Building your personal brand

How do you want to be known when someone hears your name?

That’s the question Kim Rogoff ’94 posed to those attending the second annual Women in Business conference Wednesday (March 30) at Iacocca Hall.

“You have a personal brand, whether or not you deliberately focus on it,” said Rogoff, senior vice president for global corporate financial planning and analysis at Coach Inc. “It’s the impact you make on others. It’s part of your legacy, and it’s worth cultivating, because only you can own it.”

Rogoff was the keynote speaker at the conference, which was hosted by the Lehigh student group Women in Business. Titled “Building your Personal Brand,” the conference aimed to inspire students as they prepare to launch their careers and to promote awareness of important issues that leaders face.

Panel discussions focused on the power of networking and entrepreneurship, with successful Lehigh alums sharing their work experiences and providing career advice.

Led by Steven L. Savino, who holds the John C. Swartley Jr. ’24 Professorship in the department of marketing at Lehigh, the networking panel featured Ellen Stone ’87, executive vice president of marketing for Bravo and Oxygen Media; and David Highhill ’06 ’08G, director of club business development for the National Football League.

The session on “Starting from Scratch: An Entrepreneurship Panel” featured four entrepreneurs who are also Lehigh grads: Alita Friedman ’87, CEO of Alita’s Brand Bar; Susan Yee ’82, CEO of Active Data; and Amy Mazius ’13 and Randi Tutelman ’12 ’13G, co-founders of the jewelry brand Eleanor Kalle LLC. The panel was moderated by Lisa Getzler, co-executive director of the Baker Institute for Entrepreneurship, Creativity and Innovation.

Rogoff, who has held four distinct high-level roles in her 13 years with Coach, said her personal brand remains a work in progress.

She said she wants to be seen as a person who is hard-working and dedicated, one who is able to admit when she doesn’t know an answer, and one who loves to develop talent.
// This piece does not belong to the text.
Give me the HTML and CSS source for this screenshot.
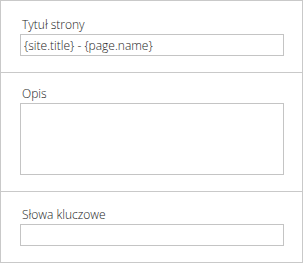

She said she had polled her colleagues to assess whether their views were consistent with hers, and they see her as authoritative and capable of getting things done. “On the whole,” she said, “they get me.”

Rogoff said that aspects of her personal brand, such as her strong work ethic, reflect values and ethics instilled in her by her parents and formed during her childhood. As her life evolved, she said, so did her brand. “It became more complex, perhaps more well-rounded, certainly more nuanced,” she said.

Ten years ago, Rogoff said, she had no work/life balance. Her work defined her. When she became pregnant with the first of her three children, she said she wondered, now what? Once she became a mother, she said, she was no longer only defined by her work, and she had to quickly figure out how to prioritize her responsibilities. At her company, she became a mentor for women in finance who were returning from maternity leave.

“Personal brands evolve over time, taking on additional attributes, shaped and polished by life and work experience,” she said.

She told the audience, “Your brand, and what you do with it, needs to develop in tandem with where you are in your life.”

The power of networking

In the networking session, Stone and Highhill drew from personal experiences and spoke about the importance of networking in landing a job.

They advised students to make connections face-to-face or over the phone and to nurture relationships by keeping in regular contact with mentors. They also said students should ask for information, perhaps about the industry they have their sights on, rather than ask outright for a job from a potential contact. That way, they said, it opens a dialogue.

To kick-start networking, the panelists urged students to take advantage of Lehigh’s vast alumni network, to state the connection, to utilize the online networking tool LinkedIn, and not to shy away from asking their parents and relatives to help make introductions.

While social media can be a great marketing tool for a company, Stone said, “Texting me is not networking with me.” 

Starting from scratch

In “Starting from Scratch,” Getzler opened the session by posing the question: “What is the definition of entrepreneurship?” At Baker, she said, an entrepreneur is seen as “someone who recognizes a problem as an opportunity to create a solution that will provide value in the marketplace, whatever that is.”

In telling their stories, the panelists talked about how they got their start, their first steps in establishing their businesses, the problems they were able to solve and how they built their teams. They also talked about the importance of timing in starting an organization or launching a product.

“Here’s one of my favorite sayings,” said Getzler, drawing on an old cowboy quote. “Timing has a lot to do with the outcome of a rain dance….If you’re a rainmaker and you’re doing a rain dance, and there hasn’t been any possibility of rain in six months because you’re in the middle of a drought,” it’s unlikely your dance will be successful.

“Timing can be one of the more important things that you think about as an entrepreneur—or in life,” Getzler told the students, adding that experience, and gut instincts, can figure into deciding when to make a move.

“The truth is, timing is very, very important.”